Aurora Borealis in Folklore

The Nimble Men or Merry Dancers were the names given by Highlanders to the Aurora Borealis. In SCOTTISH FOLK LORE AND FOLK LIFE, by Mackenzie, gives a good account of the tradition about the Fir Chlis (Merry Dancers), distinguishing their ‘everlasting battle’ from the more hurtful activities of the Sluagh. He himself was told of the ‘Nimble Men’ engaging in fights between the clans of two chiefs, rivals for the possession of a fairy lady.

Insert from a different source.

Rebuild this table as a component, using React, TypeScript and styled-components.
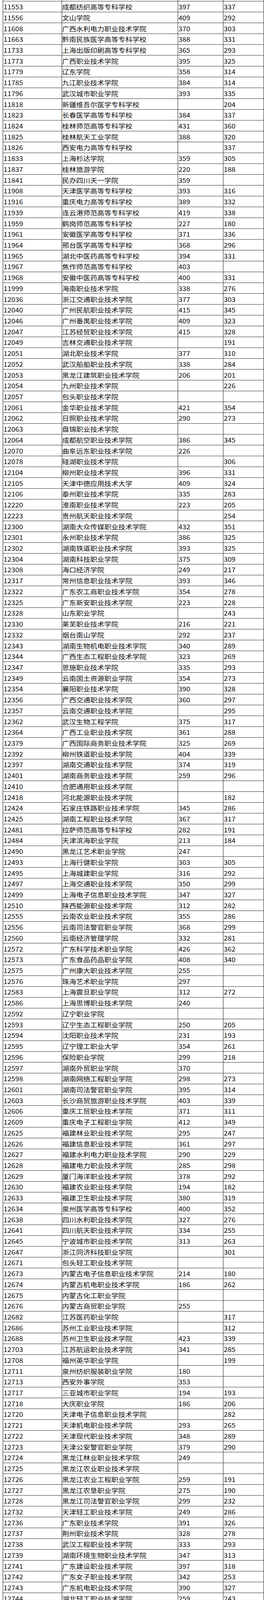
import React from "react";
import styled, { createGlobalStyle } from "styled-components";

const FRAME_H = 4581;

const Global = createGlobalStyle`
  html, body {
    margin: 0;
    padding: 0;
    background: #ffffff;
    overflow: hidden;
  }
  body {
    font-family: "Noto Sans CJK SC", "Noto Sans", sans-serif;
    color: #000;
  }
`;

const Page = styled.div`
  width: 676px;
  height: 100vh;
  overflow: hidden;
  background: #fff;
`;

const Frame = styled.div`
  width: 676px;
  transform-origin: top left;
`;

const Sheet = styled.div`
  margin-left: 7px;
  border-left: 1px solid #111;
  width: 669px;
`;

const Row = styled.div<{ $stub?: boolean }>`
  display: grid;
  grid-template-columns: 151px 297px 116px 104px;
  height: ${(p) => (p.$stub ? "4px" : "31px")};
  border-bottom: 1px solid #111;
  box-sizing: border-box;
`;

const Cell = styled.div<{ $num?: boolean }>`
  display: flex;
  align-items: center;
  height: 100%;
  border-right: 1px solid #111;
  box-sizing: border-box;
  padding-left: ${(p) => (p.$num ? "1px" : "0")};
  font-size: 18px;
  line-height: 30px;
  white-space: nowrap;
  overflow: hidden;
  color: #0a0a0a;
`;

type R = [string, string, string, string];

const rows: R[] = [
  ["11553", "成都纺织高等专科学校", "397", "337"],
  ["11556", "文山学院", "409", "292"],
  ["11608", "广西水利电力职业技术学院", "370", "303"],
  ["11663", "黔南民族医学高等专科学校", "388", "331"],
  ["11733", "上海出版印刷高等专科学校", "365", "293"],
  ["11773", "广西职业技术学院", "395", "325"],
  ["11779", "辽东学院", "358", "314"],
  ["11785", "九江职业技术学院", "384", "314"],
  ["11796", "武汉城市职业学院", "393", "335"],
  ["11818", "新疆维吾尔医学专科学校", "", "204"],
  ["11823", "长春医学高等专科学校", "384", "337"],
  ["11824", "桂林师范高等专科学校", "431", "360"],
  ["11825", "桂林航天工业学院", "388", "320"],
  ["11826", "西安电力高等专科学校", "", "337"],
  ["11833", "上海杉达学院", "359", "305"],
  ["11837", "桂林旅游学院", "220", "188"],
  ["11841", "民办四川天一学院", "359", ""],
  ["11908", "天津医学高等专科学校", "393", "316"],
  ["11916", "重庆电力高等专科学校", "389", "332"],
  ["11939", "连云港师范高等专科学校", "419", "338"],
  ["11959", "鹤岗师范高等专科学校", "227", "180"],
  ["11961", "安徽医学高等专科学校", "371", "336"],
  ["11964", "邢台医学高等专科学校", "368", "296"],
  ["11965", "湖北中医药高等专科学校", "394", "331"],
  ["11967", "焦作师范高等专科学校", "403", ""],
  ["11968", "安徽中医药高等专科学校", "400", "331"],
  ["11999", "海南职业技术学院", "338", "276"],
  ["12036", "浙江交通职业技术学院", "377", "303"],
  ["12040", "广州民航职业技术学院", "415", "345"],
  ["12046", "广州番禺职业技术学院", "409", "323"],
  ["12047", "江苏经贸职业技术学院", "415", "328"],
  ["12049", "吉林交通职业技术学院", "", "191"],
  ["12051", "湖北职业技术学院", "377", "310"],
  ["12052", "武汉船舶职业技术学院", "338", "284"],
  ["12053", "黑龙江建筑职业技术学院", "206", "201"],
  ["12054", "九州职业技术学院", "", "226"],
  ["12057", "包头职业技术学院", "", ""],
  ["12061", "金华职业技术学院", "421", "354"],
  ["12062", "日照职业技术学院", "290", "273"],
  ["12063", "盘锦职业技术学院", "", ""],
  ["12064", "成都航空职业技术学院", "386", "345"],
  ["12070", "曲阜远东职业技术学院", "226", ""],
  ["12078", "硅湖职业技术学院", "", "306"],
  ["12104", "柳州职业技术学院", "396", "331"],
  ["12105", "天津中德应用技术大学", "409", "324"],
  ["12106", "泰州职业技术学院", "335", "283"],
  ["12220", "淮南职业技术学院", "223", "205"],
  ["12223", "贵州航天职业技术学院", "", "254"],
  ["12300", "湖南大众传媒职业技术学院", "432", "351"],
  ["12301", "永州职业技术学院", "386", "325"],
  ["12302", "湖南铁道职业技术学院", "393", "325"],
  ["12304", "湖南科技职业学院", "375", "309"],
  ["12308", "海口经济学院", "249", "217"],
  ["12317", "常州信息职业技术学院", "393", "346"],
  ["12322", "广东农工商职业技术学院", "354", "278"],
  ["12325", "广东新安职业技术学院", "223", "228"],
  ["12328", "山东职业学院", "", "243"],
  ["12330", "莱芜职业技术学院", "216", "221"],
  ["12332", "烟台南山学院", "292", "237"],
  ["12343", "湖南生物机电职业技术学院", "340", "289"],
  ["12344", "广西生态工程职业技术学院", "323", "269"],
  ["12347", "恩施职业技术学院", "335", "293"],
  ["12349", "云南国土资源职业学院", "354", "273"],
  ["12354", "襄阳职业技术学院", "390", "328"],
  ["12356", "广西交通职业技术学院", "360", "297"],
  ["12357", "云南交通职业技术学院", "", "295"],
  ["12362", "武汉生物工程学院", "375", "317"],
  ["12364", "广西工业职业技术学院", "361", "288"],
  ["12379", "广西国际商务职业技术学院", "325", "269"],
  ["12392", "柳州铁道职业技术学院", "404", "339"],
  ["12397", "湖南交通职业技术学院", "374", "319"],
  ["12401", "湖南商务职业技术学院", "259", "296"],
  ["12410", "合肥通用职业技术学院", "", ""],
  ["12418", "河北能源职业技术学院", "", "182"],
  ["12424", "石家庄铁路职业技术学院", "345", "286"],
  ["12425", "湖南工程职业技术学院", "367", "317"],
  ["12481", "拉萨师范高等专科学校", "282", "191"],
  ["12484", "天津滨海职业学院", "213", "184"],
  ["12490", "黑龙江艺术职业学院", "247", ""],
  ["12493", "上海行健职业学院", "303", "305"],
  ["12495", "上海城建职业学院", "316", "292"],
  ["12497", "上海交通职业技术学院", "350", "299"],
  ["12499", "上海电子信息职业技术学院", "347", "327"],
  ["12510", "陕西能源职业技术学院", "312", "282"],
  ["12555", "云南农业职业技术学院", "355", "286"],
  ["12556", "云南司法警官职业学院", "368", "299"],
  ["12560", "云南经济管理学院", "332", "281"],
  ["12572", "广东科学技术职业学院", "426", "362"],
  ["12573", "广东食品药品职业学院", "408", "340"],
  ["12575", "广州康大职业技术学院", "255", ""],
  ["12576", "珠海艺术职业学院", "297", ""],
  ["12583", "上海震旦职业学院", "312", "272"],
  ["12586", "上海思博职业技术学院", "240", ""],
  ["12592", "辽宁职业学院", "", ""],
  ["12593", "辽宁生态工程职业学院", "250", "205"],
  ["12594", "沈阳职业技术学院", "231", "193"],
  ["12595", "辽宁理工职业大学", "354", "261"],
  ["12596", "保险职业学院", "299", "218"],
  ["12597", "湖南外贸职业学院", "370", ""],
  ["12598", "湖南网络工程职业学院", "298", "273"],
  ["12601", "湖南司法警官职业学院", "395", "314"],
  ["12603", "长沙商贸旅游职业技术学院", "403", "339"],
  ["12606", "重庆工贸职业技术学院", "371", "311"],
  ["12609", "重庆电子工程职业学院", "412", "349"],
  ["12625", "福建林业职业技术学院", "295", "247"],
  ["12626", "福建信息职业技术学院", "361", "297"],
  ["12627", "福建水利电力职业技术学院", "290", "229"],
  ["12628", "福建电力职业技术学院", "285", "298"],
  ["12629", "厦门海洋职业技术学院", "378", "292"],
  ["12630", "福建农业职业技术学院", "194", "182"],
  ["12633", "福建卫生职业技术学院", "380", "319"],
  ["12634", "泉州医学高等专科学校", "400", "352"],
  ["12638", "四川水利职业技术学院", "327", "276"],
  ["12641", "四川航天职业技术学院", "334", "255"],
  ["12645", "宁波城市职业技术学院", "313", "263"],
  ["12647", "浙江同济科技职业学院", "", "301"],
  ["12671", "包头轻工职业技术学院", "", ""],
  ["12673", "内蒙古电子信息职业技术学院", "214", "180"],
  ["12674", "内蒙古机电职业技术学院", "186", "262"],
  ["12675", "内蒙古化工职业学院", "", ""],
  ["12676", "内蒙古商贸职业学院", "255", ""],
  ["12682", "江苏医药职业学院", "", "317"],
  ["12686", "苏州工业职业技术学院", "", "312"],
  ["12688", "苏州卫生职业技术学院", "423", "339"],
  ["12703", "江苏航运职业技术学院", "341", "285"],
  ["12708", "福州英华职业学院", "", "199"],
  ["12711", "泉州纺织服装职业学院", "180", ""],
  ["12713", "西安外事学院", "353", ""],
  ["12717", "三亚城市职业学院", "194", "193"],
  ["12718", "大庆职业学院", "186", "206"],
  ["12720", "天津电子信息职业技术学院", "", "282"],
  ["12721", "天津机电职业技术学院", "293", "265"],
  ["12722", "天津现代职业技术学院", "348", "289"],
  ["12723", "天津公安警官职业学院", "379", "290"],
  ["12724", "黑龙江林业职业技术学院", "249", ""],
  ["12725", "黑龙江农业职业技术学院", "", ""],
  ["12726", "黑龙江农业工程职业学院", "259", "191"],
  ["12727", "黑龙江农垦职业学院", "275", "190"],
  ["12728", "黑龙江司法警官职业学院", "299", "232"],
  ["12732", "天津轻工职业技术学院", "249", "286"],
  ["12736", "广东职业技术学院", "391", "326"],
  ["12737", "荆州职业技术学院", "328", "278"],
  ["12738", "武汉工程职业技术学院", "333", "293"],
  ["12739", "湖南环境生物职业技术学院", "347", "313"],
  ["12741", "广东建设职业技术学院", "397", "318"],
  ["12742", "广东女子职业技术学院", "342", "253"],
  ["12743", "广东机电职业技术学院", "390", "327"],
  ["12744", "湖北轻工职业技术学院", "259", "243"],
];

export default function App() {
  // the window may be shorter than the 4581px frame; squeeze the sheet to fit it
  const h = typeof window !== "undefined" ? window.innerHeight : FRAME_H;
  const k = Math.min(1, h / FRAME_H);
  return (
    <Page>
      <Global />
      <Frame style={{ transform: `scaleY(${k})` }}>
        <Sheet>
          <Row $stub>
            <Cell />
            <Cell />
            <Cell />
            <Cell />
          </Row>
          {rows.map((r) => (
            <Row key={r[0]}>
              <Cell $num>{r[0]}</Cell>
              <Cell>{r[1]}</Cell>
              <Cell $num>{r[2]}</Cell>
              <Cell $num>{r[3]}</Cell>
            </Row>
          ))}
        </Sheet>
      </Frame>
    </Page>
  );
}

The bright red sky sometimes seen beneath the moving lights of the aurora is sometimes called ‘the pool of blood’. J. G. Campbell, in his SUPERSTITIONS OF THE HIGHLANDS, says that the blood of the wounded, falling to the earth and becoming congealed, forms the coloured stones called ‘blood stones’, known in the Hebrides also by the name of FUIL SIOCHAIRE ‘fairy blood’. In Ireland, according to William Allingham’s poem ‘The Fairies’, the spirits composing the aurora are more truly ‘Merry Dancers’, for the old fairy king is decribed as:

Going up with music on cold starry nights
To feast with the Queen of the gay Northern Lights.

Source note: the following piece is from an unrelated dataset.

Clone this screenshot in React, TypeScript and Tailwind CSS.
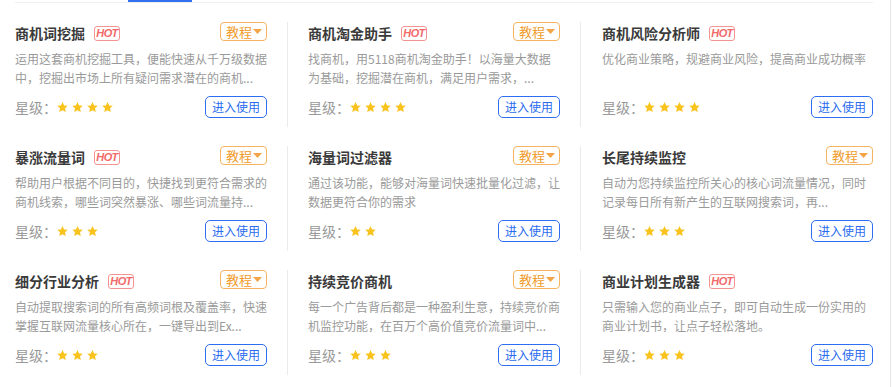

According to Lewis Spence in THE FAIRY TRADITION, the Fir Chlis were supposed to be those fallen angels whose fall was arrested before they reached the earth. This Christian theory of the Origin of Fairies was particularly prevalent in the Highlands, for almost every Highlander was a theologian. The Suffolk name for the Northern Lights is Perry Dancers.